[Records from a dataset]
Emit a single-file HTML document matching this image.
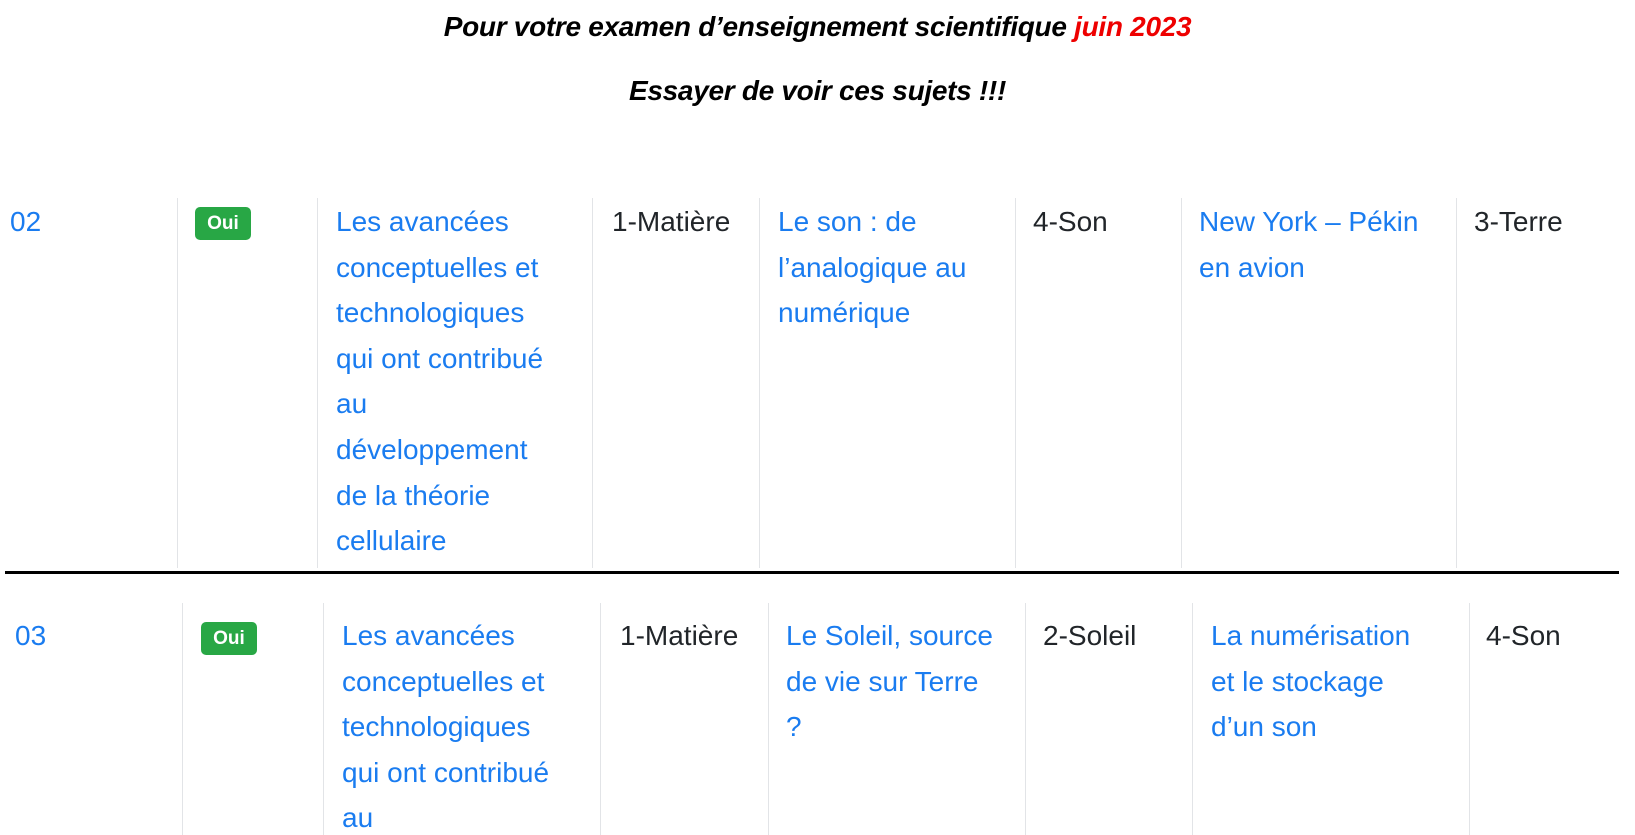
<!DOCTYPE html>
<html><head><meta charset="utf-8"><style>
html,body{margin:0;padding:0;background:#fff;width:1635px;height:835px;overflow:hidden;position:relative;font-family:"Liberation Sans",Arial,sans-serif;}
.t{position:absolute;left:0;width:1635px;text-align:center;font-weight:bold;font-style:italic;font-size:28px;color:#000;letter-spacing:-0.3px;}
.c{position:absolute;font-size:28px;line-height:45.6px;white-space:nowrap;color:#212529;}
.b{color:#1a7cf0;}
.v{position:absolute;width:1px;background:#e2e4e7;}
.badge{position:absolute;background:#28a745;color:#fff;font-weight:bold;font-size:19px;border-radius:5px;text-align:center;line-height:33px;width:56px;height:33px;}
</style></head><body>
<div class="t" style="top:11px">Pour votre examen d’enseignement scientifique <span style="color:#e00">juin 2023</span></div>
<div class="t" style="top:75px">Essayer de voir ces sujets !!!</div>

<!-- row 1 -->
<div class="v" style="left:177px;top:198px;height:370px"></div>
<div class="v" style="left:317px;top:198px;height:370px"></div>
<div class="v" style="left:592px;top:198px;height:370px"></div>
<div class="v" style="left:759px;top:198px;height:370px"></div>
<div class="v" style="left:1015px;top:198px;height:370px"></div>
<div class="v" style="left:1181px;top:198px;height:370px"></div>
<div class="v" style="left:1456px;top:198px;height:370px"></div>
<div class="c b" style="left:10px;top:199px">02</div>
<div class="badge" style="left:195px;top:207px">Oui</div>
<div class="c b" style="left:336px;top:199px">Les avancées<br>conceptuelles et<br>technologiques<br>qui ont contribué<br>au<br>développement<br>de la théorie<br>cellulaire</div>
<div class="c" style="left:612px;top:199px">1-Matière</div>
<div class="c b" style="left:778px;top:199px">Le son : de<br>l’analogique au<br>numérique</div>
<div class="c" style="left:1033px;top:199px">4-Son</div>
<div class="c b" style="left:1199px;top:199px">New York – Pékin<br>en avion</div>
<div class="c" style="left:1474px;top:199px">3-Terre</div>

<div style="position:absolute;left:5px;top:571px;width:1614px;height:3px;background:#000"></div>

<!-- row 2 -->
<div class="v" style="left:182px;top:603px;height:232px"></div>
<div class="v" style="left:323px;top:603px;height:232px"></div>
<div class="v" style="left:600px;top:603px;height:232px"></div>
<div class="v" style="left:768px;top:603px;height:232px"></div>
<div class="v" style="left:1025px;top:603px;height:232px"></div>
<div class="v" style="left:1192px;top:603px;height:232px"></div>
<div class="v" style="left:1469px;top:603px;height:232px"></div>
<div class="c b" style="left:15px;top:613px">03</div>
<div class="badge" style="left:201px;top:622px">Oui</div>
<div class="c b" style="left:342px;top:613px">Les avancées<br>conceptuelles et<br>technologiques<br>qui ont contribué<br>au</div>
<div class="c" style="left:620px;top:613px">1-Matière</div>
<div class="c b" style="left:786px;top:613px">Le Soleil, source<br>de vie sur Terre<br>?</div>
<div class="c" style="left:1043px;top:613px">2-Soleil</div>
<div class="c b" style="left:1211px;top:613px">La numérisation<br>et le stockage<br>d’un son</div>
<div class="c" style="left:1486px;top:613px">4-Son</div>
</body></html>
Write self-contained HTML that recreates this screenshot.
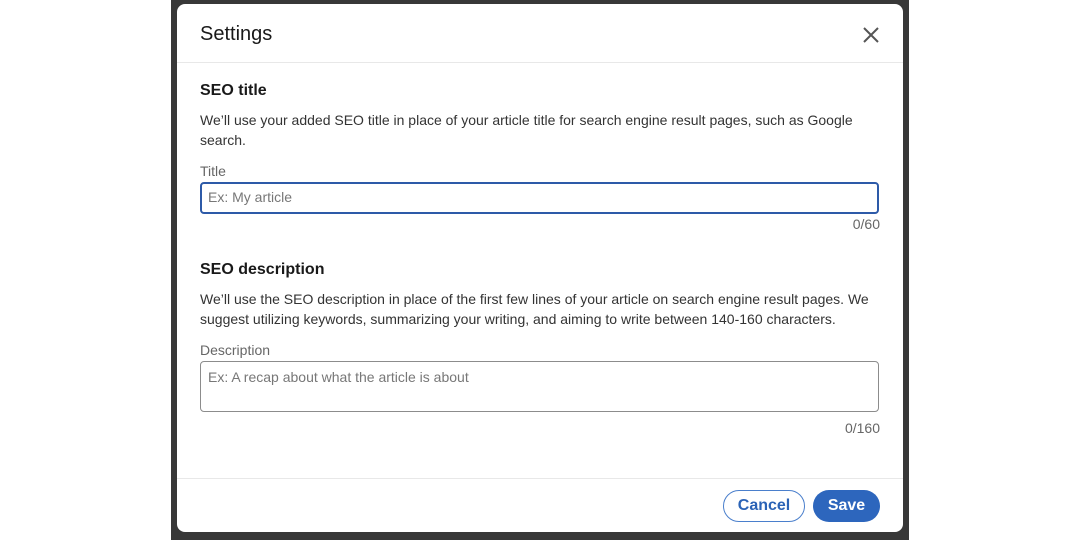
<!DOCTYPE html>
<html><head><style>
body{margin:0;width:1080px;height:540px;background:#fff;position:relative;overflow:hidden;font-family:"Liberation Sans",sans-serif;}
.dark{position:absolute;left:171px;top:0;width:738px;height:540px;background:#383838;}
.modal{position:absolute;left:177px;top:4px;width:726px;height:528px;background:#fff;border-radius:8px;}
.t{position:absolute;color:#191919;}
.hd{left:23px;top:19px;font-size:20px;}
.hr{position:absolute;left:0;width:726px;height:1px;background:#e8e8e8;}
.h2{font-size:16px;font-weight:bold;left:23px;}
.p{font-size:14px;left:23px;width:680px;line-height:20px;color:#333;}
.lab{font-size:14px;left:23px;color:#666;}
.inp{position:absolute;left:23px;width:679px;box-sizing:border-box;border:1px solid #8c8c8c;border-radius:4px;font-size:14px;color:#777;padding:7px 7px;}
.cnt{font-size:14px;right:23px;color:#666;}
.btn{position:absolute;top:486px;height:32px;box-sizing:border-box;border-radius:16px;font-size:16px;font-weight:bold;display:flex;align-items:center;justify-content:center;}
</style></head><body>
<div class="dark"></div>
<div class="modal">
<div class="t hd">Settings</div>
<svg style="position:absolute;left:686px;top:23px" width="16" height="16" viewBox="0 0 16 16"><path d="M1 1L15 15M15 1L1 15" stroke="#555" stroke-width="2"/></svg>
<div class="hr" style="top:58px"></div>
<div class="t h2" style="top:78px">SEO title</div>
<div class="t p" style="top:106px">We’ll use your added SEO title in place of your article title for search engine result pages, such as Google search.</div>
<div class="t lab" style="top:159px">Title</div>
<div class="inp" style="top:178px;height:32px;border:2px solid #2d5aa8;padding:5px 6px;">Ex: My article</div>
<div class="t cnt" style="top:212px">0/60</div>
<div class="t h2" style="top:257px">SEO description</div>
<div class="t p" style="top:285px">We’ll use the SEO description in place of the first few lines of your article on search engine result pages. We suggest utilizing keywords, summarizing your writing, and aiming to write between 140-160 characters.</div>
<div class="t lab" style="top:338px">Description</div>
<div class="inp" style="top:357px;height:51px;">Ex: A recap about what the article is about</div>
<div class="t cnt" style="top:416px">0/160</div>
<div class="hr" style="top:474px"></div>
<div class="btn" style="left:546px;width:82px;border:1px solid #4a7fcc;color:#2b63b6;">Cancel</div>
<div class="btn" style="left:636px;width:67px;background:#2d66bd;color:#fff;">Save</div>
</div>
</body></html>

## Challenge
Make a verbatim copy of all the entries and strip out the pictures.

## Result of the exercise
Emit a single-file HTML document matching this image.
<!DOCTYPE html>
<html><head><meta charset="utf-8"><style>
html,body{margin:0;padding:0;background:#fff;width:1635px;height:835px;overflow:hidden;position:relative;font-family:"Liberation Sans",Arial,sans-serif;}
.t{position:absolute;left:0;width:1635px;text-align:center;font-weight:bold;font-style:italic;font-size:28px;color:#000;letter-spacing:-0.3px;}
.c{position:absolute;font-size:28px;line-height:45.6px;white-space:nowrap;color:#212529;}
.b{color:#1a7cf0;}
.v{position:absolute;width:1px;background:#e2e4e7;}
.badge{position:absolute;background:#28a745;color:#fff;font-weight:bold;font-size:19px;border-radius:5px;text-align:center;line-height:33px;width:56px;height:33px;}
</style></head><body>
<div class="t" style="top:11px">Pour votre examen d’enseignement scientifique <span style="color:#e00">juin 2023</span></div>
<div class="t" style="top:75px">Essayer de voir ces sujets !!!</div>

<!-- row 1 -->
<div class="v" style="left:177px;top:198px;height:370px"></div>
<div class="v" style="left:317px;top:198px;height:370px"></div>
<div class="v" style="left:592px;top:198px;height:370px"></div>
<div class="v" style="left:759px;top:198px;height:370px"></div>
<div class="v" style="left:1015px;top:198px;height:370px"></div>
<div class="v" style="left:1181px;top:198px;height:370px"></div>
<div class="v" style="left:1456px;top:198px;height:370px"></div>
<div class="c b" style="left:10px;top:199px">02</div>
<div class="badge" style="left:195px;top:207px">Oui</div>
<div class="c b" style="left:336px;top:199px">Les avancées<br>conceptuelles et<br>technologiques<br>qui ont contribué<br>au<br>développement<br>de la théorie<br>cellulaire</div>
<div class="c" style="left:612px;top:199px">1-Matière</div>
<div class="c b" style="left:778px;top:199px">Le son : de<br>l’analogique au<br>numérique</div>
<div class="c" style="left:1033px;top:199px">4-Son</div>
<div class="c b" style="left:1199px;top:199px">New York – Pékin<br>en avion</div>
<div class="c" style="left:1474px;top:199px">3-Terre</div>

<div style="position:absolute;left:5px;top:571px;width:1614px;height:3px;background:#000"></div>

<!-- row 2 -->
<div class="v" style="left:182px;top:603px;height:232px"></div>
<div class="v" style="left:323px;top:603px;height:232px"></div>
<div class="v" style="left:600px;top:603px;height:232px"></div>
<div class="v" style="left:768px;top:603px;height:232px"></div>
<div class="v" style="left:1025px;top:603px;height:232px"></div>
<div class="v" style="left:1192px;top:603px;height:232px"></div>
<div class="v" style="left:1469px;top:603px;height:232px"></div>
<div class="c b" style="left:15px;top:613px">03</div>
<div class="badge" style="left:201px;top:622px">Oui</div>
<div class="c b" style="left:342px;top:613px">Les avancées<br>conceptuelles et<br>technologiques<br>qui ont contribué<br>au</div>
<div class="c" style="left:620px;top:613px">1-Matière</div>
<div class="c b" style="left:786px;top:613px">Le Soleil, source<br>de vie sur Terre<br>?</div>
<div class="c" style="left:1043px;top:613px">2-Soleil</div>
<div class="c b" style="left:1211px;top:613px">La numérisation<br>et le stockage<br>d’un son</div>
<div class="c" style="left:1486px;top:613px">4-Son</div>
</body></html>
Write self-contained HTML that recreates this screenshot.
<!DOCTYPE html>
<html><head><style>
body{margin:0;width:1080px;height:540px;background:#fff;position:relative;overflow:hidden;font-family:"Liberation Sans",sans-serif;}
.dark{position:absolute;left:171px;top:0;width:738px;height:540px;background:#383838;}
.modal{position:absolute;left:177px;top:4px;width:726px;height:528px;background:#fff;border-radius:8px;}
.t{position:absolute;color:#191919;}
.hd{left:23px;top:19px;font-size:20px;}
.hr{position:absolute;left:0;width:726px;height:1px;background:#e8e8e8;}
.h2{font-size:16px;font-weight:bold;left:23px;}
.p{font-size:14px;left:23px;width:680px;line-height:20px;color:#333;}
.lab{font-size:14px;left:23px;color:#666;}
.inp{position:absolute;left:23px;width:679px;box-sizing:border-box;border:1px solid #8c8c8c;border-radius:4px;font-size:14px;color:#777;padding:7px 7px;}
.cnt{font-size:14px;right:23px;color:#666;}
.btn{position:absolute;top:486px;height:32px;box-sizing:border-box;border-radius:16px;font-size:16px;font-weight:bold;display:flex;align-items:center;justify-content:center;}
</style></head><body>
<div class="dark"></div>
<div class="modal">
<div class="t hd">Settings</div>
<svg style="position:absolute;left:686px;top:23px" width="16" height="16" viewBox="0 0 16 16"><path d="M1 1L15 15M15 1L1 15" stroke="#555" stroke-width="2"/></svg>
<div class="hr" style="top:58px"></div>
<div class="t h2" style="top:78px">SEO title</div>
<div class="t p" style="top:106px">We’ll use your added SEO title in place of your article title for search engine result pages, such as Google search.</div>
<div class="t lab" style="top:159px">Title</div>
<div class="inp" style="top:178px;height:32px;border:2px solid #2d5aa8;padding:5px 6px;">Ex: My article</div>
<div class="t cnt" style="top:212px">0/60</div>
<div class="t h2" style="top:257px">SEO description</div>
<div class="t p" style="top:285px">We’ll use the SEO description in place of the first few lines of your article on search engine result pages. We suggest utilizing keywords, summarizing your writing, and aiming to write between 140-160 characters.</div>
<div class="t lab" style="top:338px">Description</div>
<div class="inp" style="top:357px;height:51px;">Ex: A recap about what the article is about</div>
<div class="t cnt" style="top:416px">0/160</div>
<div class="hr" style="top:474px"></div>
<div class="btn" style="left:546px;width:82px;border:1px solid #4a7fcc;color:#2b63b6;">Cancel</div>
<div class="btn" style="left:636px;width:67px;background:#2d66bd;color:#fff;">Save</div>
</div>
</body></html>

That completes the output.